Postby RyukaTana » Thu Jul 25, 2013 1:21 am

Horizon wrote:I suppose that I had not considered all the facets of this, and that I did not, in fact, want to find out what you guys thought, but actually, subconsciously, I wanted to complain about my mother's beliefs that I should lower my standards. Wow. I didn't think I'd ever write that sentence, but here it is. I am in a situation in which my mother thinks my standards are too high. Anyways, I noticed, globus, because you mentioned it, I just never drew attention to it.


Fuck your mom... That's too harsh, but I wanted to say it because how often do you get to say that without it being a lewd joke... Which essentially makes it kind of lewd joke because I said it for that reason... Damn...

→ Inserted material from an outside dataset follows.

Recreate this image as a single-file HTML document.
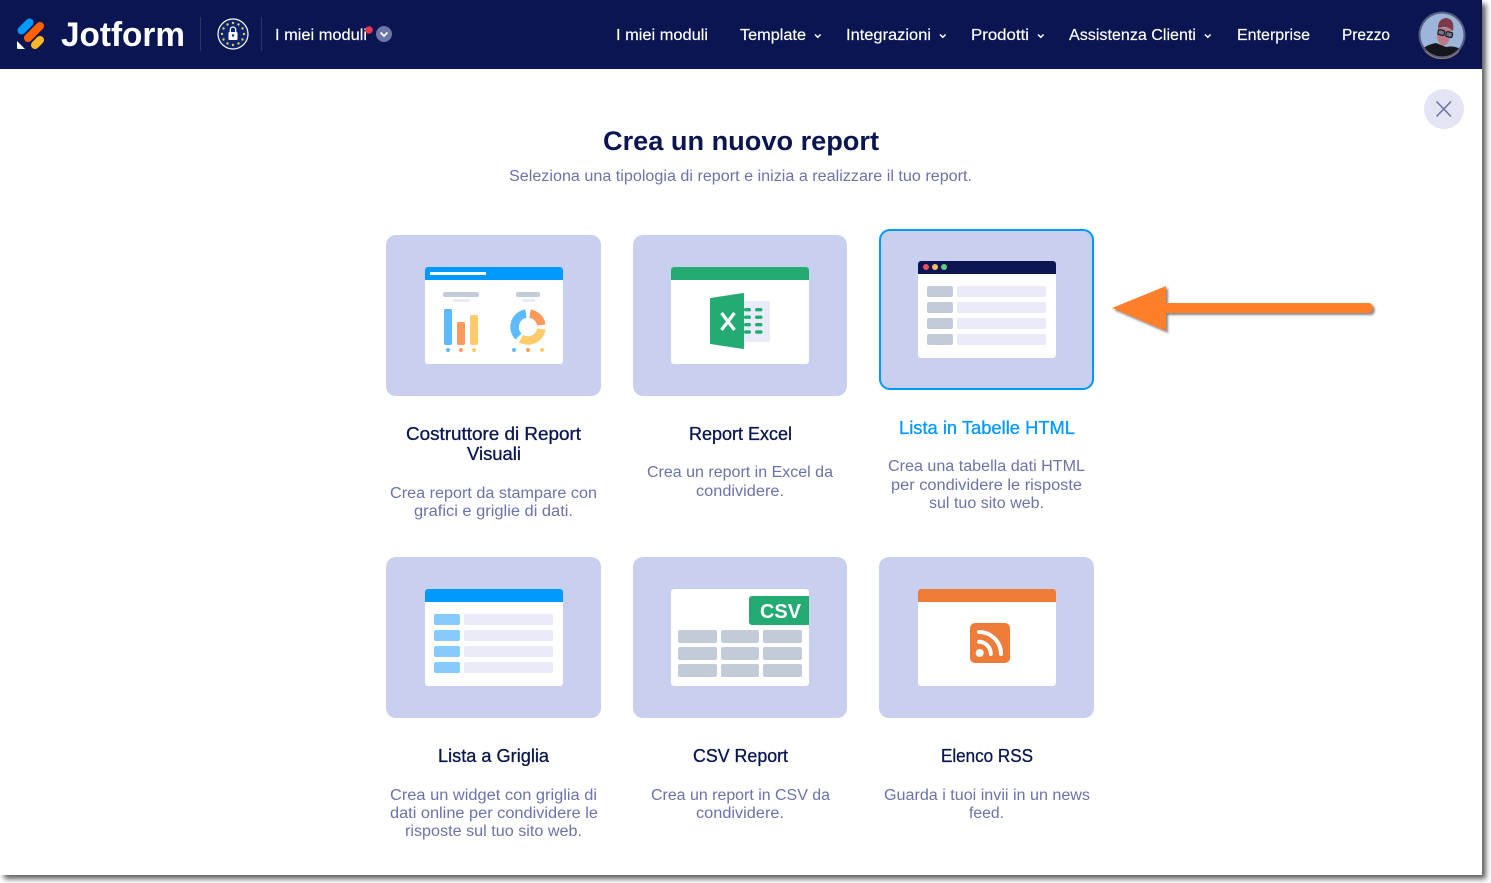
<!DOCTYPE html>
<html lang="it"><head><meta charset="utf-8"><title>Crea un nuovo report</title>
<style>
html,body{margin:0;padding:0;background:#fff;width:1491px;height:883px;overflow:hidden}
svg{display:block;position:absolute;left:0;top:0}
#page{position:absolute;left:0;top:0;width:1482px;height:875px;background:#fff;box-shadow:4px 4px 5px rgba(0,0,0,.62)}
text{font-family:"Liberation Sans",sans-serif}
.n{font-size:15.5px;fill:#fff;stroke:#fff;stroke-width:.15}
.t{font-size:18px;fill:#0A1551;stroke:#0A1551;stroke-width:.3}
.d{font-size:15.5px;fill:#6C73A8}
.c{fill:#C9CFEE}
.w{fill:#fff}
.g{fill:#C3CAD8}
.l{fill:#E9ECF8}
</style></head><body>
<div id="page"></div>
<svg width="1491" height="883" viewBox="0 0 1491 883" xmlns="http://www.w3.org/2000/svg">
<defs>
<clipPath id="av"><circle cx="1442" cy="35" r="21.5"/></clipPath>
<filter id="as" x="-5%" y="-30%" width="110%" height="170%"><feDropShadow dx="2" dy="2" stdDeviation="1" flood-color="#555" flood-opacity=".7"/></filter>
</defs>

<!-- nav -->
<rect width="1482" height="69" fill="#0A1551"/>
<!-- logo -->
<line x1="21.500" y1="30.500" x2="29.500" y2="22.500" stroke="#0099FF" stroke-width="8" stroke-linecap="round"/>
<line x1="28" y1="38" x2="40" y2="26" stroke="#FF6100" stroke-width="8" stroke-linecap="round"/>
<line x1="35" y1="45" x2="40" y2="40" stroke="#FFB629" stroke-width="8" stroke-linecap="round"/>
<path d="M17 41 L25 49 H18 Q17 49 17 48Z" fill="#fff"/>
<text x="61" y="46" font-size="34" font-weight="bold" fill="#fff" textLength="124" lengthAdjust="spacingAndGlyphs">Jotform</text>
<rect x="200" y="17" width="1" height="34" fill="#fff" opacity=".14"/>
<rect x="261" y="17" width="1" height="34" fill="#fff" opacity=".14"/>
<!-- EU badge -->
<circle cx="233" cy="34" r="15" fill="#0C2470" stroke="#fff" stroke-width="1.200"/>
<g fill="#F5C93B">
<circle cx="233" cy="23" r="1.200"/><circle cx="238.500" cy="24.500" r="1.200"/><circle cx="242.500" cy="28.500" r="1.200"/><circle cx="244" cy="34" r="1.200"/><circle cx="242.500" cy="39.500" r="1.200"/><circle cx="238.500" cy="43.500" r="1.200"/><circle cx="233" cy="45" r="1.200"/><circle cx="227.500" cy="43.500" r="1.200"/><circle cx="223.500" cy="39.500" r="1.200"/><circle cx="222" cy="34" r="1.200"/><circle cx="223.500" cy="28.500" r="1.200"/><circle cx="227.500" cy="24.500" r="1.200"/>
</g>
<rect x="228.500" y="32" width="9" height="8" rx="1" fill="#fff"/>
<path d="M230.300 32v-2.300a2.700 2.700 0 0 1 5.400 0V32" fill="none" stroke="#fff" stroke-width="1.300"/>
<circle cx="233" cy="35.500" r="1.200" fill="#0C2470"/>
<text class="n" x="275" y="40" textLength="92" lengthAdjust="spacingAndGlyphs">I miei moduli</text>
<circle cx="369" cy="30" r="3.800" fill="#E8364F"/>
<circle cx="384" cy="34" r="8" fill="#6F76A7"/>
<path d="M380.500 32.500 L384 36 L387.500 32.500" fill="none" stroke="#fff" stroke-width="1.700"/>

<text class="n" x="616" y="40" textLength="92" lengthAdjust="spacingAndGlyphs">I miei moduli</text>
<text class="n" x="740" y="40" textLength="66" lengthAdjust="spacingAndGlyphs">Template</text>
<text class="n" x="846" y="40" textLength="85" lengthAdjust="spacingAndGlyphs">Integrazioni</text>
<text class="n" x="971" y="40" textLength="58" lengthAdjust="spacingAndGlyphs">Prodotti</text>
<text class="n" x="1069" y="40" textLength="127" lengthAdjust="spacingAndGlyphs">Assistenza Clienti</text>
<text class="n" x="1237" y="40" textLength="73" lengthAdjust="spacingAndGlyphs">Enterprise</text>
<text class="n" x="1342" y="40" textLength="48" lengthAdjust="spacingAndGlyphs">Prezzo</text>
<g fill="none" stroke="#fff" stroke-width="1.500">
<path d="M815 34.500l2.800 2.800 2.800-2.800"/><path d="M940 34.500l2.800 2.800 2.800-2.800"/><path d="M1038 34.500l2.800 2.800 2.800-2.800"/><path d="M1205 34.500l2.800 2.800 2.800-2.800"/>
</g>
<!-- avatar -->
<circle cx="1442" cy="35" r="23.500" fill="#565C80"/>
<path d="M1425 51 A23 23 0 0 0 1459 51" fill="none" stroke="#9A8468" stroke-width="1"/>
<g clip-path="url(#av)">
<rect x="1420" y="13" width="44" height="44" fill="#9DB5D8"/>
<path d="M1421 50 Q1428 44 1436 43 L1446 47 Q1456 45 1463 51 V60 H1421Z" fill="#15151C"/>
<path d="M1438 27 L1452 29 L1449 41 Q1446 47 1441 45 Q1437 41 1437 36 Z" fill="#B87A84"/>
<path d="M1438 28 Q1438 19 1446 18 Q1455 19 1453 31 Q1447 25 1438 28Z" fill="#7A3A48"/>
<rect x="1438" y="30" width="6.500" height="5" rx="1.500" fill="#6E7A8C" stroke="#15151C" stroke-width="1.100" transform="rotate(14 1441 32.500)"/>
<rect x="1446" y="32" width="6.500" height="5" rx="1.500" fill="#6E7A8C" stroke="#15151C" stroke-width="1.100" transform="rotate(14 1449 34.500)"/>
</g>

<!-- close -->
<circle cx="1444" cy="109" r="20" fill="#E3E5F5"/>
<path d="M1436.500 101.500 L1451 116.500 M1451 101.500 L1436.500 116.500" stroke="#6C73A8" stroke-width="1.600" fill="none"/>

<!-- heading -->
<text x="603" y="150" font-size="27" font-weight="bold" fill="#0A1551" textLength="276" lengthAdjust="spacingAndGlyphs">Crea un nuovo report</text>
<text x="509" y="181" font-size="15.500" fill="#6C73A8" textLength="463" lengthAdjust="spacingAndGlyphs">Seleziona una tipologia di report e inizia a realizzare il tuo report.</text>

<!-- cards -->
<rect class="c" x="386" y="235" width="215" height="161" rx="10"/>
<rect class="c" x="633" y="235" width="214" height="161" rx="10"/>
<rect class="c" x="880" y="230" width="213" height="159" rx="10" stroke="#0099FF" stroke-width="2"/>
<rect class="c" x="386" y="557" width="215" height="161" rx="10"/>
<rect class="c" x="633" y="557" width="214" height="161" rx="10"/>
<rect class="c" x="879" y="557" width="215" height="161" rx="10"/>

<!-- card 1 -->
<rect class="w" x="425" y="267" width="138" height="97" rx="3"/>
<path d="M425 280V270a3 3 0 0 1 3-3h132a3 3 0 0 1 3 3v10Z" fill="#0099FF"/>
<rect class="w" x="430" y="272" width="56" height="3"/>
<rect class="g" x="443" y="292" width="36" height="5" rx="2"/>
<rect class="l" x="453" y="299" width="17" height="3"/>
<rect x="444" y="309" width="8" height="36" rx="1.500" fill="#5CBBFF"/>
<rect x="457" y="322" width="8" height="23" rx="1.500" fill="#FF9A5C"/>
<rect x="470" y="315" width="8" height="30" rx="1.500" fill="#FFCB6B"/>
<circle cx="448" cy="350" r="2" fill="#5CBBFF"/><circle cx="461" cy="350" r="2" fill="#FF9A5C"/><circle cx="474" cy="350" r="2" fill="#FFCB6B"/>
<rect class="g" x="516" y="292" width="24" height="5" rx="2"/>
<rect class="l" x="522" y="299" width="13" height="3"/>
<g fill="none" stroke-width="8.500">
<path d="M526 313.600A13.500 13.500 0 0 0 518.500 336.500" stroke="#5CBBFF"/>
<path d="M530 313.650A13.500 13.500 0 0 1 541.400 325" stroke="#FF9A5C"/>
<path d="M541.400 329A13.500 13.500 0 0 1 521 338.500" stroke="#FFCB6B"/>
</g>
<circle cx="514" cy="350" r="2" fill="#5CBBFF"/><circle cx="528" cy="350" r="2" fill="#FF9A5C"/><circle cx="542" cy="350" r="2" fill="#FFCB6B"/>

<!-- card 2 excel -->
<rect class="w" x="671" y="267" width="138" height="97" rx="3"/>
<path d="M671 280V270a3 3 0 0 1 3-3h132a3 3 0 0 1 3 3v10Z" fill="#24AB74"/>
<rect class="l" x="740" y="301" width="30" height="41" rx="1.500"/>
<path d="M710.500 298 L743 293 Q744 293 744 294 V348 Q744 349 743 349 L710.500 344 Q710 344 710 343 V299 Q710 298 710.500 298Z" fill="#24AB74"/>
<path d="M721.500 313 L734.500 330 M734.500 313 L721.500 330" stroke="#fff" stroke-width="3.200" fill="none"/>
<g fill="#24AB74">
<rect x="744" y="308" width="7" height="3.400" rx="1.700"/><rect x="755" y="308" width="7.500" height="3.400" rx="1.700"/>
<rect x="744" y="315.500" width="7" height="3.400" rx="1.700"/><rect x="755" y="315.500" width="7.500" height="3.400" rx="1.700"/>
<rect x="744" y="323" width="7" height="3.400" rx="1.700"/><rect x="755" y="323" width="7.500" height="3.400" rx="1.700"/>
<rect x="744" y="330.300" width="7" height="3.400" rx="1.700"/><rect x="755" y="330.300" width="7.500" height="3.400" rx="1.700"/>
</g>

<!-- card 3 table -->
<rect class="w" x="918" y="261" width="138" height="97" rx="3"/>
<path d="M918 274V264a3 3 0 0 1 3-3h132a3 3 0 0 1 3 3v10Z" fill="#0A1551"/>
<circle cx="926" cy="267" r="3" fill="#F0505A"/><circle cx="935" cy="267" r="3" fill="#F8BC5F"/><circle cx="944" cy="267" r="3" fill="#5FCB8A"/>
<rect class="g" x="927" y="286" width="26" height="11" rx="2"/><rect class="l" x="957" y="286" width="89" height="11" rx="2"/>
<rect class="g" x="927" y="302" width="26" height="11" rx="2"/><rect class="l" x="957" y="302" width="89" height="11" rx="2"/>
<rect class="g" x="927" y="318" width="26" height="11" rx="2"/><rect class="l" x="957" y="318" width="89" height="11" rx="2"/>
<rect class="g" x="927" y="334" width="26" height="11" rx="2"/><rect class="l" x="957" y="334" width="89" height="11" rx="2"/>

<!-- card 4 grid -->
<rect class="w" x="425" y="589" width="138" height="97" rx="3"/>
<path d="M425 602V592a3 3 0 0 1 3-3h132a3 3 0 0 1 3 3v10Z" fill="#0099FF"/>
<g fill="#85CBFF">
<rect x="434" y="614" width="26" height="11" rx="2"/><rect x="434" y="630" width="26" height="11" rx="2"/><rect x="434" y="646" width="26" height="11" rx="2"/><rect x="434" y="662" width="26" height="11" rx="2"/>
</g>
<rect class="l" x="464" y="614" width="89" height="11" rx="2"/><rect class="l" x="464" y="630" width="89" height="11" rx="2"/><rect class="l" x="464" y="646" width="89" height="11" rx="2"/><rect class="l" x="464" y="662" width="89" height="11" rx="2"/>

<!-- card 5 csv -->
<rect class="w" x="671" y="589" width="138" height="97" rx="3"/>
<path d="M809 596H752a3 3 0 0 0-3 3v23a3 3 0 0 0 3 3h57Z" fill="#24AB74"/>
<text x="760" y="618" font-size="20" font-weight="bold" fill="#fff" textLength="41" lengthAdjust="spacingAndGlyphs">CSV</text>
<g class="g">
<rect class="g" x="678" y="630" width="39" height="13" rx="2"/><rect class="g" x="721" y="630" width="38" height="13" rx="2"/><rect class="g" x="763" y="630" width="39" height="13" rx="2"/>
<rect class="g" x="678" y="647" width="39" height="13" rx="2"/><rect class="g" x="721" y="647" width="38" height="13" rx="2"/><rect class="g" x="763" y="647" width="39" height="13" rx="2"/>
<rect class="g" x="678" y="664" width="39" height="13" rx="2"/><rect class="g" x="721" y="664" width="38" height="13" rx="2"/><rect class="g" x="763" y="664" width="39" height="13" rx="2"/>
</g>

<!-- card 6 rss -->
<rect class="w" x="918" y="589" width="138" height="97" rx="3"/>
<path d="M918 602V592a3 3 0 0 1 3-3h132a3 3 0 0 1 3 3v10Z" fill="#EE7B38"/>
<rect x="970" y="623" width="40" height="40" rx="5" fill="#EE7B38"/>
<circle cx="979.700" cy="653" r="4" fill="#fff"/>
<path d="M979 641.800A12 12 0 0 1 990.800 654" fill="none" stroke="#fff" stroke-width="4" stroke-linecap="round"/>
<path d="M979 632A22 22 0 0 1 1001 654" fill="none" stroke="#fff" stroke-width="4" stroke-linecap="round"/>

<!-- titles -->
<text class="t" x="406" y="440" textLength="175" lengthAdjust="spacingAndGlyphs">Costruttore di Report</text>
<text class="t" x="467" y="460" textLength="54" lengthAdjust="spacingAndGlyphs">Visuali</text>
<text class="d" x="390" y="498" textLength="207" lengthAdjust="spacingAndGlyphs">Crea report da stampare con</text>
<text class="d" x="414" y="516" textLength="159" lengthAdjust="spacingAndGlyphs">grafici e griglie di dati.</text>

<text class="t" x="689" y="440" textLength="103" lengthAdjust="spacingAndGlyphs">Report Excel</text>
<text class="d" x="647" y="477" textLength="186" lengthAdjust="spacingAndGlyphs">Crea un report in Excel da</text>
<text class="d" x="696" y="496" textLength="88" lengthAdjust="spacingAndGlyphs">condividere.</text>

<text class="t" x="899" y="434" textLength="176" lengthAdjust="spacingAndGlyphs" style="fill:#0099FF;stroke:#0099FF">Lista in Tabelle HTML</text>
<text class="d" x="888" y="471" textLength="197" lengthAdjust="spacingAndGlyphs">Crea una tabella dati HTML</text>
<text class="d" x="891" y="490" textLength="191" lengthAdjust="spacingAndGlyphs">per condividere le risposte</text>
<text class="d" x="929" y="508" textLength="115" lengthAdjust="spacingAndGlyphs">sul tuo sito web.</text>

<text class="t" x="438" y="762" textLength="111" lengthAdjust="spacingAndGlyphs">Lista a Griglia</text>
<text class="d" x="390" y="800" textLength="207" lengthAdjust="spacingAndGlyphs">Crea un widget con griglia di</text>
<text class="d" x="390" y="818" textLength="208" lengthAdjust="spacingAndGlyphs">dati online per condividere le</text>
<text class="d" x="405" y="836" textLength="177" lengthAdjust="spacingAndGlyphs">risposte sul tuo sito web.</text>

<text class="t" x="693" y="762" textLength="95" lengthAdjust="spacingAndGlyphs">CSV Report</text>
<text class="d" x="651" y="800" textLength="179" lengthAdjust="spacingAndGlyphs">Crea un report in CSV da</text>
<text class="d" x="696" y="818" textLength="88" lengthAdjust="spacingAndGlyphs">condividere.</text>

<text class="t" x="941" y="762" textLength="92" lengthAdjust="spacingAndGlyphs">Elenco RSS</text>
<text class="d" x="884" y="800" textLength="206" lengthAdjust="spacingAndGlyphs">Guarda i tuoi invii in un news</text>
<text class="d" x="969" y="818" textLength="35" lengthAdjust="spacingAndGlyphs">feed.</text>

<!-- arrow -->
<path d="M1112 308 L1166 286 V303 H1369 Q1372 303 1373 308 Q1372 313 1369 313 H1166 V331 Z" fill="#FF7F2A" filter="url(#as)"/>
</svg>
</body></html>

No, but seriously, I know she's your mom and all and whatever, but she doesn't make that decision for you. I think most people have shitty standards in general. I don't pick and choose the details, if I like a person and feel attached, then that's what matters. I sure as hell wouldn't stay friends with someone that I didn't enjoy spending time with... That's not selfish, it's self-centered, but not selfish. I would describe 'selfish' as an action actively ignores the value/welfare of others to serve yourself. I think everyone should be 'self-centered' (you come first, because even if you love other people, you aren't very fun/useful if you neglect your own needs/desires).

However, I think you've pretty much nailed it on the head. Your original topic isn't about what you thought it was about. We all seem to be on the same page that it's all subjective after that.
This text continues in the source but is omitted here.